Signs the Liver Isn’t Working Well

Because the liver handles so many jobs quietly, problems often go unnoticed until significant damage has occurred. The most recognizable sign is jaundice, a yellowing of the skin and whites of the eyes caused by a buildup of bilirubin, a yellow pigment the liver normally processes and clears. When liver cells are damaged, bilirubin accumulates in the blood.

Other symptoms of liver trouble include pain or tenderness in the upper right abdomen, a swollen belly from fluid accumulation (called ascites), nausea, confusion or disorientation, persistent fatigue, and breath that smells musty or unusually sweet. Tremors and excessive sleepiness can appear in more advanced cases.
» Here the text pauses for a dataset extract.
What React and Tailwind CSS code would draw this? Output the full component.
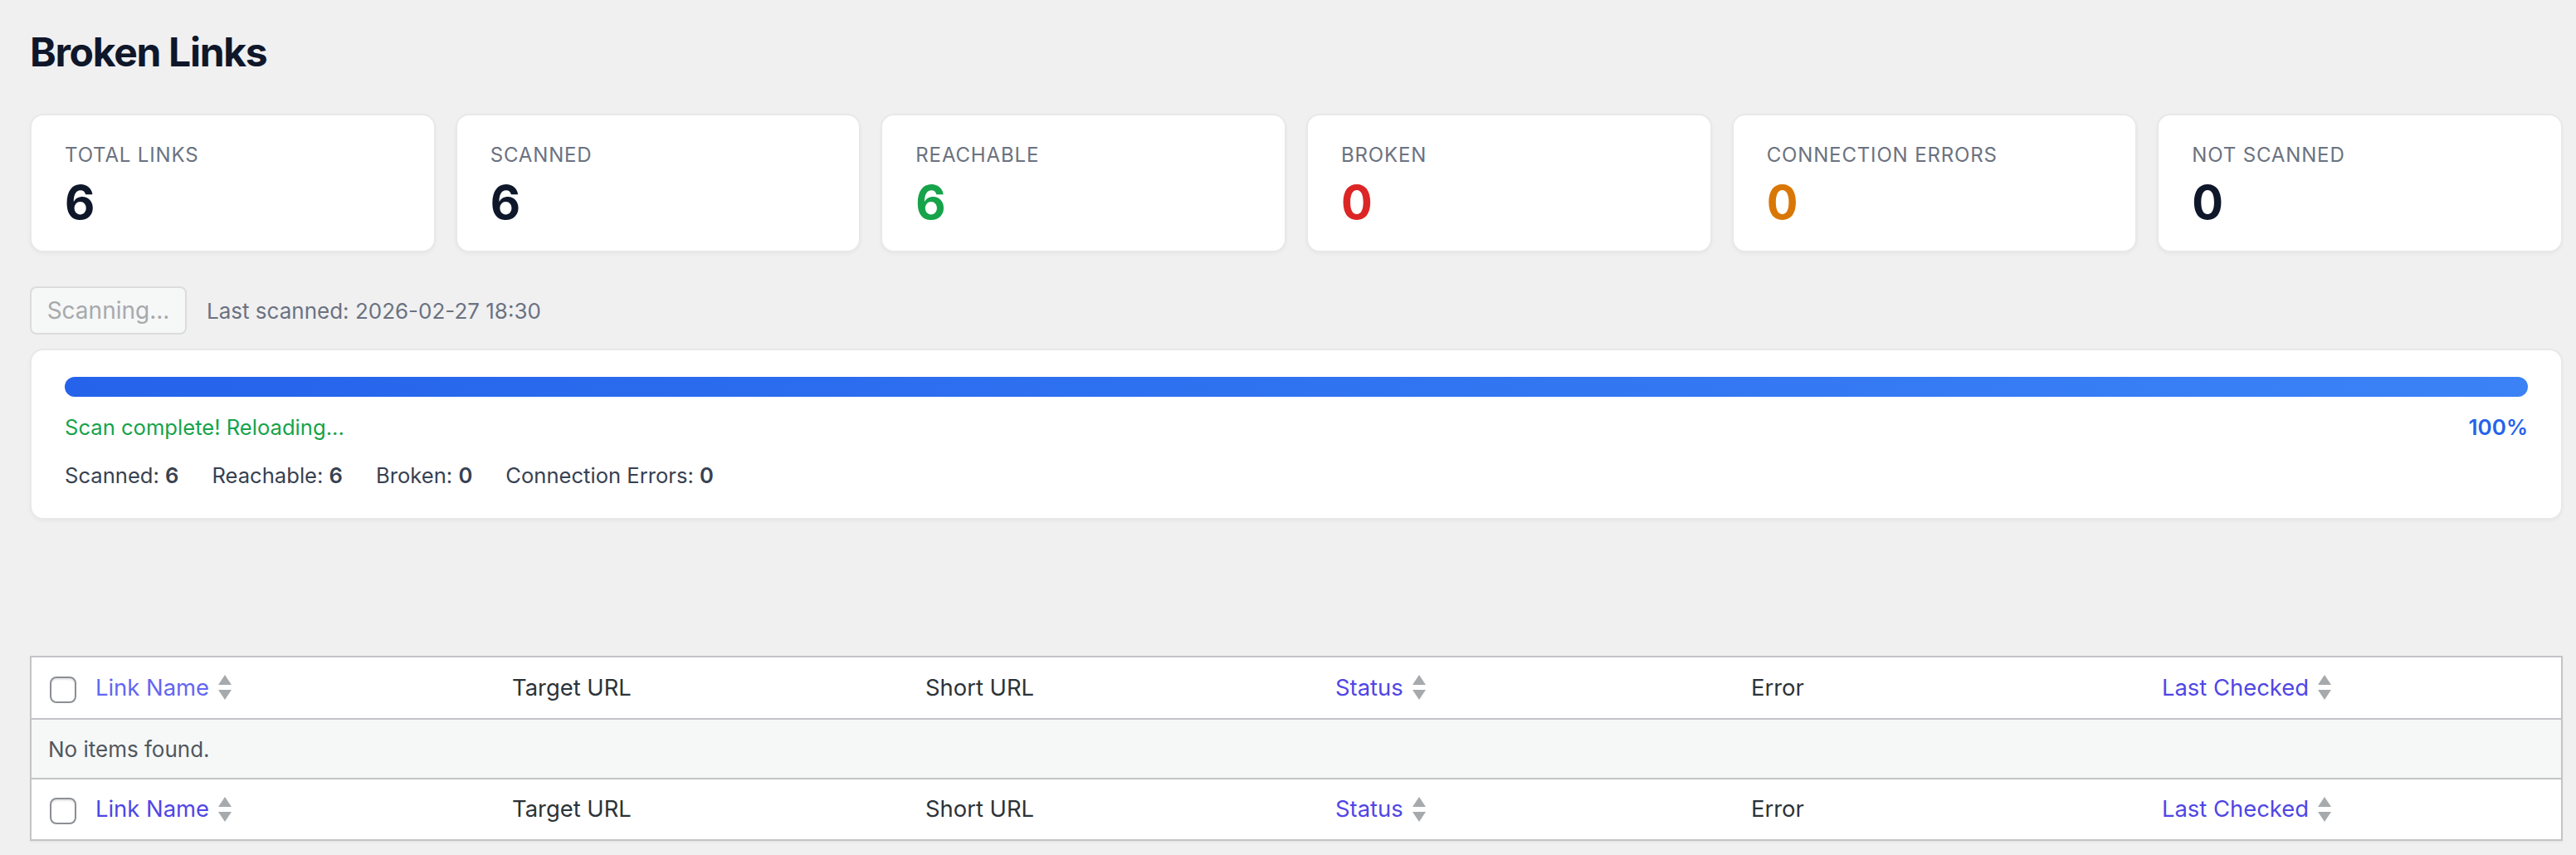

How Common Liver Disease Has Become

Fatty liver disease, now the most common liver condition worldwide, affects an estimated 32 percent of adults globally. That number has been climbing: studies from 2005 or earlier found a prevalence of about 26 percent, while studies from 2016 onward found 38 percent. Men are affected more often than women, at roughly 40 percent versus 26 percent. The condition develops when fat builds up in liver cells, often driven by excess weight, insulin resistance, or a high-sugar diet, and it can progress to inflammation and scarring over time.

What Liver Blood Tests Measure

If your doctor orders liver function tests, two of the most common markers are ALT and AST. These are enzymes normally present inside liver cells in small amounts. When liver cells are injured, they leak into the bloodstream, causing levels to rise. Normal ALT ranges from 7 to 55 units per liter, and normal AST ranges from 8 to 48 units per liter. Elevated numbers don’t point to a specific disease on their own, but they signal that something is stressing or damaging liver tissue and typically prompt further investigation.

AST can also rise from muscle damage, so it’s less specific to the liver than ALT. Doctors usually look at the ratio between the two, along with other markers like bilirubin and albumin levels, to get a fuller picture of how well the liver is functioning.